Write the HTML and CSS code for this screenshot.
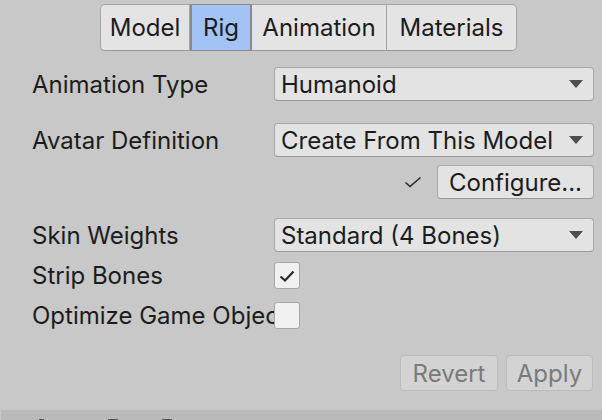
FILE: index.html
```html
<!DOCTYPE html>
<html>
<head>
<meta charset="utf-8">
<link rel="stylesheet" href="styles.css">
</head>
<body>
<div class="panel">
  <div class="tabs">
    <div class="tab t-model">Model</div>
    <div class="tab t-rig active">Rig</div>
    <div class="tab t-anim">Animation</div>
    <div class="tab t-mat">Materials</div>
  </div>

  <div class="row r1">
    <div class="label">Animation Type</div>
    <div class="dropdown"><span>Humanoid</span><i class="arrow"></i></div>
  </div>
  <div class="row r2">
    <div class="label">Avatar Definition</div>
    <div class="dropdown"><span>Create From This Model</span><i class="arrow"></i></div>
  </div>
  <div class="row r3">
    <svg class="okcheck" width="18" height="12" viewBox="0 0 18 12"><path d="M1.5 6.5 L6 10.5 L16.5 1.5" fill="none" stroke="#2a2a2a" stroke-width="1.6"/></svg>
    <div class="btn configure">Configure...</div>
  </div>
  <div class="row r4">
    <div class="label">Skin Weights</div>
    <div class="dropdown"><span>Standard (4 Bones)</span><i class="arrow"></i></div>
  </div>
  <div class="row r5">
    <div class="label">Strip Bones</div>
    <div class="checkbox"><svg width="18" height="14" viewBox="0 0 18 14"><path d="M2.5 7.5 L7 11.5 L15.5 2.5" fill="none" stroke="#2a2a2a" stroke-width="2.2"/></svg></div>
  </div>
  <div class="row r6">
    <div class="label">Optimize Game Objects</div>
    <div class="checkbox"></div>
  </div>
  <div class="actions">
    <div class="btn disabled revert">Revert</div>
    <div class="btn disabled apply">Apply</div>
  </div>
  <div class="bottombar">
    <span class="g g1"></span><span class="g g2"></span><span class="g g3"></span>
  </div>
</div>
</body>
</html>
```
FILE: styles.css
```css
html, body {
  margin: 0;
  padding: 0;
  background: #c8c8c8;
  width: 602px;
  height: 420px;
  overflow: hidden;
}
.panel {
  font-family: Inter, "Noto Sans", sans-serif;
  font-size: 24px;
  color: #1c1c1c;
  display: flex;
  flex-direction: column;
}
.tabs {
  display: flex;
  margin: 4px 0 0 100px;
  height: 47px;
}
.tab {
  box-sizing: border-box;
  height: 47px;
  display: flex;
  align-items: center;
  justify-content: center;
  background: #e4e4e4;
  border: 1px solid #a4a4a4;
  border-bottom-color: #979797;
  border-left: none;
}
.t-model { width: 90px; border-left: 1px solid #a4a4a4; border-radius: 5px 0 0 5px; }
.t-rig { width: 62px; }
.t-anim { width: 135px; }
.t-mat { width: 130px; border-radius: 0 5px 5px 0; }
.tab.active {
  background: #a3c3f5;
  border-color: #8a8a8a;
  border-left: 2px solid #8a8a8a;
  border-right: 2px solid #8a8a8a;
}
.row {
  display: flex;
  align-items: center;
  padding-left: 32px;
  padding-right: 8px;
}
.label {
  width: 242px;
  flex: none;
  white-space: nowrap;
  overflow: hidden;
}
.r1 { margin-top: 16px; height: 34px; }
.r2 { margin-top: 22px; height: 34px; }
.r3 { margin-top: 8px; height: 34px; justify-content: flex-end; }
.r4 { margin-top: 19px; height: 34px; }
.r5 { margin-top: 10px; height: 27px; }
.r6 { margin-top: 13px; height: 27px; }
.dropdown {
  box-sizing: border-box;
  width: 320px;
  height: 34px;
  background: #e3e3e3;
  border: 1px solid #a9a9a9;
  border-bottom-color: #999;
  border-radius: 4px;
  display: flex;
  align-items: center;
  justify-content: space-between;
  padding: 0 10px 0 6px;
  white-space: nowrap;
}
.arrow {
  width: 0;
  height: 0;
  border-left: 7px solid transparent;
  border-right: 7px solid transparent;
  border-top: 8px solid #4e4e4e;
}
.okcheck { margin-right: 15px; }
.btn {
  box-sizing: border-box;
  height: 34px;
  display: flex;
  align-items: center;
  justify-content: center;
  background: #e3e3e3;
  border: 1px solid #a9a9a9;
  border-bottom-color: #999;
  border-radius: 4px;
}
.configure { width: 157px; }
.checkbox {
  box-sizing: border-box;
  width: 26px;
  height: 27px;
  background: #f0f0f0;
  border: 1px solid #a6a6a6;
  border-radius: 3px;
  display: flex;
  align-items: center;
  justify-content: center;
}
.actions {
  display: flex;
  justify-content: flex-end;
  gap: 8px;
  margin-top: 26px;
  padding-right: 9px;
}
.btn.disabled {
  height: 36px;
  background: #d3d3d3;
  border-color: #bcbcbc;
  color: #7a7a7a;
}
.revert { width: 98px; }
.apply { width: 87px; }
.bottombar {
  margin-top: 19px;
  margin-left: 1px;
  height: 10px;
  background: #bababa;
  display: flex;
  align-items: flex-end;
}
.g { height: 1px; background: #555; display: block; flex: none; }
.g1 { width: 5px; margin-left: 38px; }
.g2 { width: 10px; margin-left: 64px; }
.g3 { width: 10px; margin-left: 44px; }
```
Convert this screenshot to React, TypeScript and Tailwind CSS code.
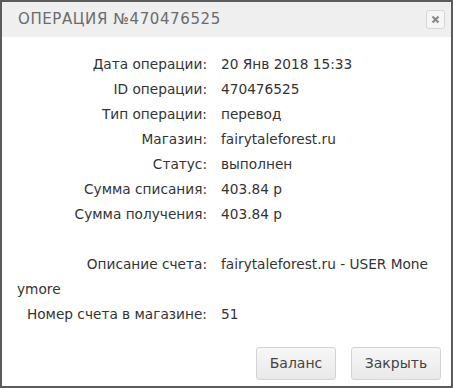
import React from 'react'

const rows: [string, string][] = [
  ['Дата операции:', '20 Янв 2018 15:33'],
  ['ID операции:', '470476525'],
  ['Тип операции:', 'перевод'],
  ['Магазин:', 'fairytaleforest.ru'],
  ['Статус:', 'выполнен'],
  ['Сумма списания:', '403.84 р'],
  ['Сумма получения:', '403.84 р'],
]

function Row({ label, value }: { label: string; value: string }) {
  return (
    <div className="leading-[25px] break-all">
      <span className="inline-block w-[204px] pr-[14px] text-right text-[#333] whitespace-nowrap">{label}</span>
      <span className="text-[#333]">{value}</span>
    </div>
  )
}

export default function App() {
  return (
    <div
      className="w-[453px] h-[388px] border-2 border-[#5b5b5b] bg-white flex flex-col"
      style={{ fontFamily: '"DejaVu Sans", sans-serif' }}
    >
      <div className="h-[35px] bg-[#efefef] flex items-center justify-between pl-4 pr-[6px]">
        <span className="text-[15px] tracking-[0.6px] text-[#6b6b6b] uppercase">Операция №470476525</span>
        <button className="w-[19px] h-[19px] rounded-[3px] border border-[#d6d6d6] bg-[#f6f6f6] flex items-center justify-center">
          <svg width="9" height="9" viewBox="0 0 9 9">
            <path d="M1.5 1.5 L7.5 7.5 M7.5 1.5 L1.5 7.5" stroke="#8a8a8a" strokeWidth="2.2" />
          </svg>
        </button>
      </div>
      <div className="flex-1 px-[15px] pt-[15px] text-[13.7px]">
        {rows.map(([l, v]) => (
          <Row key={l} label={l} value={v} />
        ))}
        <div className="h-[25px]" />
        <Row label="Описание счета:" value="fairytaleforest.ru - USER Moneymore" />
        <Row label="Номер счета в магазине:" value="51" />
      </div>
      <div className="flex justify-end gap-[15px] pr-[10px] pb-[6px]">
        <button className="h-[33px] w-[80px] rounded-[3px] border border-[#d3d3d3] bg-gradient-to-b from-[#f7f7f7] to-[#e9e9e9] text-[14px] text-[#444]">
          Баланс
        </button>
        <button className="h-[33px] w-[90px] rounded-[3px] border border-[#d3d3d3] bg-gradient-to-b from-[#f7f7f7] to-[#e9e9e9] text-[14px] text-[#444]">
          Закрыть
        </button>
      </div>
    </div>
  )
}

The task: Every entry must be reproduced exactly, with the images left out.

Finished task:
Write the HTML and CSS code for this screenshot.
FILE: index.html
```html
<!DOCTYPE html>
<html>
<head>
<meta charset="utf-8">
<link rel="stylesheet" href="styles.css">
</head>
<body>
<div class="panel">
  <div class="tabs">
    <div class="tab t-model">Model</div>
    <div class="tab t-rig active">Rig</div>
    <div class="tab t-anim">Animation</div>
    <div class="tab t-mat">Materials</div>
  </div>

  <div class="row r1">
    <div class="label">Animation Type</div>
    <div class="dropdown"><span>Humanoid</span><i class="arrow"></i></div>
  </div>
  <div class="row r2">
    <div class="label">Avatar Definition</div>
    <div class="dropdown"><span>Create From This Model</span><i class="arrow"></i></div>
  </div>
  <div class="row r3">
    <svg class="okcheck" width="18" height="12" viewBox="0 0 18 12"><path d="M1.5 6.5 L6 10.5 L16.5 1.5" fill="none" stroke="#2a2a2a" stroke-width="1.6"/></svg>
    <div class="btn configure">Configure...</div>
  </div>
  <div class="row r4">
    <div class="label">Skin Weights</div>
    <div class="dropdown"><span>Standard (4 Bones)</span><i class="arrow"></i></div>
  </div>
  <div class="row r5">
    <div class="label">Strip Bones</div>
    <div class="checkbox"><svg width="18" height="14" viewBox="0 0 18 14"><path d="M2.5 7.5 L7 11.5 L15.5 2.5" fill="none" stroke="#2a2a2a" stroke-width="2.2"/></svg></div>
  </div>
  <div class="row r6">
    <div class="label">Optimize Game Objects</div>
    <div class="checkbox"></div>
  </div>
  <div class="actions">
    <div class="btn disabled revert">Revert</div>
    <div class="btn disabled apply">Apply</div>
  </div>
  <div class="bottombar">
    <span class="g g1"></span><span class="g g2"></span><span class="g g3"></span>
  </div>
</div>
</body>
</html>
```
FILE: styles.css
```css
html, body {
  margin: 0;
  padding: 0;
  background: #c8c8c8;
  width: 602px;
  height: 420px;
  overflow: hidden;
}
.panel {
  font-family: Inter, "Noto Sans", sans-serif;
  font-size: 24px;
  color: #1c1c1c;
  display: flex;
  flex-direction: column;
}
.tabs {
  display: flex;
  margin: 4px 0 0 100px;
  height: 47px;
}
.tab {
  box-sizing: border-box;
  height: 47px;
  display: flex;
  align-items: center;
  justify-content: center;
  background: #e4e4e4;
  border: 1px solid #a4a4a4;
  border-bottom-color: #979797;
  border-left: none;
}
.t-model { width: 90px; border-left: 1px solid #a4a4a4; border-radius: 5px 0 0 5px; }
.t-rig { width: 62px; }
.t-anim { width: 135px; }
.t-mat { width: 130px; border-radius: 0 5px 5px 0; }
.tab.active {
  background: #a3c3f5;
  border-color: #8a8a8a;
  border-left: 2px solid #8a8a8a;
  border-right: 2px solid #8a8a8a;
}
.row {
  display: flex;
  align-items: center;
  padding-left: 32px;
  padding-right: 8px;
}
.label {
  width: 242px;
  flex: none;
  white-space: nowrap;
  overflow: hidden;
}
.r1 { margin-top: 16px; height: 34px; }
.r2 { margin-top: 22px; height: 34px; }
.r3 { margin-top: 8px; height: 34px; justify-content: flex-end; }
.r4 { margin-top: 19px; height: 34px; }
.r5 { margin-top: 10px; height: 27px; }
.r6 { margin-top: 13px; height: 27px; }
.dropdown {
  box-sizing: border-box;
  width: 320px;
  height: 34px;
  background: #e3e3e3;
  border: 1px solid #a9a9a9;
  border-bottom-color: #999;
  border-radius: 4px;
  display: flex;
  align-items: center;
  justify-content: space-between;
  padding: 0 10px 0 6px;
  white-space: nowrap;
}
.arrow {
  width: 0;
  height: 0;
  border-left: 7px solid transparent;
  border-right: 7px solid transparent;
  border-top: 8px solid #4e4e4e;
}
.okcheck { margin-right: 15px; }
.btn {
  box-sizing: border-box;
  height: 34px;
  display: flex;
  align-items: center;
  justify-content: center;
  background: #e3e3e3;
  border: 1px solid #a9a9a9;
  border-bottom-color: #999;
  border-radius: 4px;
}
.configure { width: 157px; }
.checkbox {
  box-sizing: border-box;
  width: 26px;
  height: 27px;
  background: #f0f0f0;
  border: 1px solid #a6a6a6;
  border-radius: 3px;
  display: flex;
  align-items: center;
  justify-content: center;
}
.actions {
  display: flex;
  justify-content: flex-end;
  gap: 8px;
  margin-top: 26px;
  padding-right: 9px;
}
.btn.disabled {
  height: 36px;
  background: #d3d3d3;
  border-color: #bcbcbc;
  color: #7a7a7a;
}
.revert { width: 98px; }
.apply { width: 87px; }
.bottombar {
  margin-top: 19px;
  margin-left: 1px;
  height: 10px;
  background: #bababa;
  display: flex;
  align-items: flex-end;
}
.g { height: 1px; background: #555; display: block; flex: none; }
.g1 { width: 5px; margin-left: 38px; }
.g2 { width: 10px; margin-left: 64px; }
.g3 { width: 10px; margin-left: 44px; }
```
Convert this screenshot to React, TypeScript and Tailwind CSS code.
import React from 'react'

const rows: [string, string][] = [
  ['Дата операции:', '20 Янв 2018 15:33'],
  ['ID операции:', '470476525'],
  ['Тип операции:', 'перевод'],
  ['Магазин:', 'fairytaleforest.ru'],
  ['Статус:', 'выполнен'],
  ['Сумма списания:', '403.84 р'],
  ['Сумма получения:', '403.84 р'],
]

function Row({ label, value }: { label: string; value: string }) {
  return (
    <div className="leading-[25px] break-all">
      <span className="inline-block w-[204px] pr-[14px] text-right text-[#333] whitespace-nowrap">{label}</span>
      <span className="text-[#333]">{value}</span>
    </div>
  )
}

export default function App() {
  return (
    <div
      className="w-[453px] h-[388px] border-2 border-[#5b5b5b] bg-white flex flex-col"
      style={{ fontFamily: '"DejaVu Sans", sans-serif' }}
    >
      <div className="h-[35px] bg-[#efefef] flex items-center justify-between pl-4 pr-[6px]">
        <span className="text-[15px] tracking-[0.6px] text-[#6b6b6b] uppercase">Операция №470476525</span>
        <button className="w-[19px] h-[19px] rounded-[3px] border border-[#d6d6d6] bg-[#f6f6f6] flex items-center justify-center">
          <svg width="9" height="9" viewBox="0 0 9 9">
            <path d="M1.5 1.5 L7.5 7.5 M7.5 1.5 L1.5 7.5" stroke="#8a8a8a" strokeWidth="2.2" />
          </svg>
        </button>
      </div>
      <div className="flex-1 px-[15px] pt-[15px] text-[13.7px]">
        {rows.map(([l, v]) => (
          <Row key={l} label={l} value={v} />
        ))}
        <div className="h-[25px]" />
        <Row label="Описание счета:" value="fairytaleforest.ru - USER Moneymore" />
        <Row label="Номер счета в магазине:" value="51" />
      </div>
      <div className="flex justify-end gap-[15px] pr-[10px] pb-[6px]">
        <button className="h-[33px] w-[80px] rounded-[3px] border border-[#d3d3d3] bg-gradient-to-b from-[#f7f7f7] to-[#e9e9e9] text-[14px] text-[#444]">
          Баланс
        </button>
        <button className="h-[33px] w-[90px] rounded-[3px] border border-[#d3d3d3] bg-gradient-to-b from-[#f7f7f7] to-[#e9e9e9] text-[14px] text-[#444]">
          Закрыть
        </button>
      </div>
    </div>
  )
}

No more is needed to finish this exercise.